RSTR-ORM-005 — Rails params.require(:x).permit! (open permit)
Summary
params.require(:x).permit! declares "every key inside params[:x] is
permitted." It is the open-door form of Rails Strong Parameters — the
exact thing Strong Parameters was introduced to prevent. Any attribute
the attacker submits (including is_admin: true, role: 'owner',
verified: true) becomes a model write.
This is the same vulnerability class as RSTR-ORM-003,
expressed via the permit! escape hatch instead of by skipping
Strong Parameters entirely.
Severity
High.
Languages
Ruby (Rails).
What rastray flags
def user_params
params.require(:user).permit! # ← flagged
end
params.permit! # ← flagged
What rastray deliberately does not flag
Explicit allow-list:
def user_params
params.require(:user).permit(:email, :first_name, :last_name)
end
Nested allow-list:
def order_params
params.require(:order).permit(:item_id, addresses_attributes: [:street, :zip])
end
How to fix it
Enumerate the attributes you actually want to accept. Anything not in the list is silently dropped, which is exactly the behaviour you want:
def user_params
params.require(:user).permit(:email, :first_name, :last_name)
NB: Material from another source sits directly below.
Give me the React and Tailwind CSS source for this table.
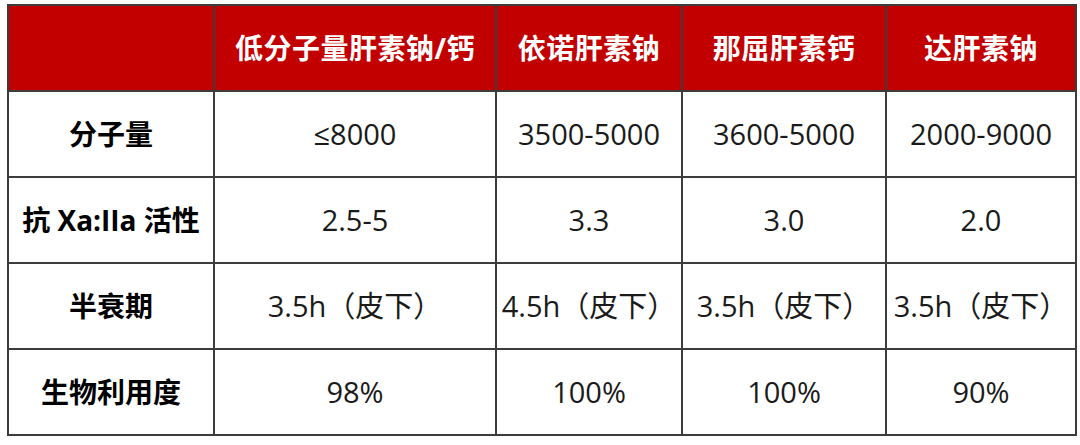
import React from "react";

const cols = [
  { w: "w-[206px]" },
  { w: "w-[282px]" },
  { w: "w-[186px]" },
  { w: "w-[204px]" },
  { w: "w-[190px]" },
];

const header = ["", "低分子量肝素钠/钙", "依诺肝素钠", "那屈肝素钙", "达肝素钠"];

const rows = [
  ["分子量", "≤8000", "3500-5000", "3600-5000", "2000-9000"],
  ["抗 Xa:IIa 活性", "2.5-5", "3.3", "3.0", "2.0"],
  ["半衰期", "3.5h（皮下）", "4.5h（皮下）", "3.5h（皮下）", "3.5h（皮下）"],
  ["生物利用度", "98%", "100%", "100%", "90%"],
];

export default function App() {
  return (
    <div
      className="w-[1080px] h-[445px] bg-white pl-[7px] pt-[4px]"
      style={{ fontFamily: '"Open Sans", "Noto Sans CJK SC", sans-serif' }}
    >
      <table className="border-collapse border-2 border-[#3c3c3c] table-fixed w-[1068px]">
        <colgroup>
          {cols.map((c, i) => (
            <col key={i} className={c.w} />
          ))}
        </colgroup>
        <thead>
          <tr className="h-[86px] bg-[#c30000]">
            {header.map((h, i) => (
              <th
                key={i}
                className="border-2 border-[#3c3c3c] text-white font-bold text-[28px] text-center align-middle tracking-[0.5px]"
              >
                {h}
              </th>
            ))}
          </tr>
        </thead>
        <tbody>
          {rows.map((r, ri) => (
            <tr key={ri} className="h-[86px]">
              {r.map((c, ci) => (
                <td
                  key={ci}
                  className={
                    "border-2 border-[#3c3c3c] text-center align-middle " +
                    (ci === 0
                      ? "font-bold text-black text-[28px]"
                      : "font-normal text-[#1a1a1a] text-[29px]")
                  }
                >
                  {c}
                </td>
              ))}
            </tr>
          ))}
        </tbody>
      </table>
    </div>
  );
}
# NEVER :is_admin, :role, :verified — those mutate via separate
# admin-only controllers
end
For nested associations, list the inner keys:
def order_params
params
.require(:order)
.permit(:item_id, :quantity, addresses_attributes: [:street, :city, :zip])
end
If the controller is truly internal (e.g. it talks to its own
admin UI behind authentication you control), permit! is still
unsafe — the underlying model usually has columns the admin UI
should not be able to flip either. Always enumerate.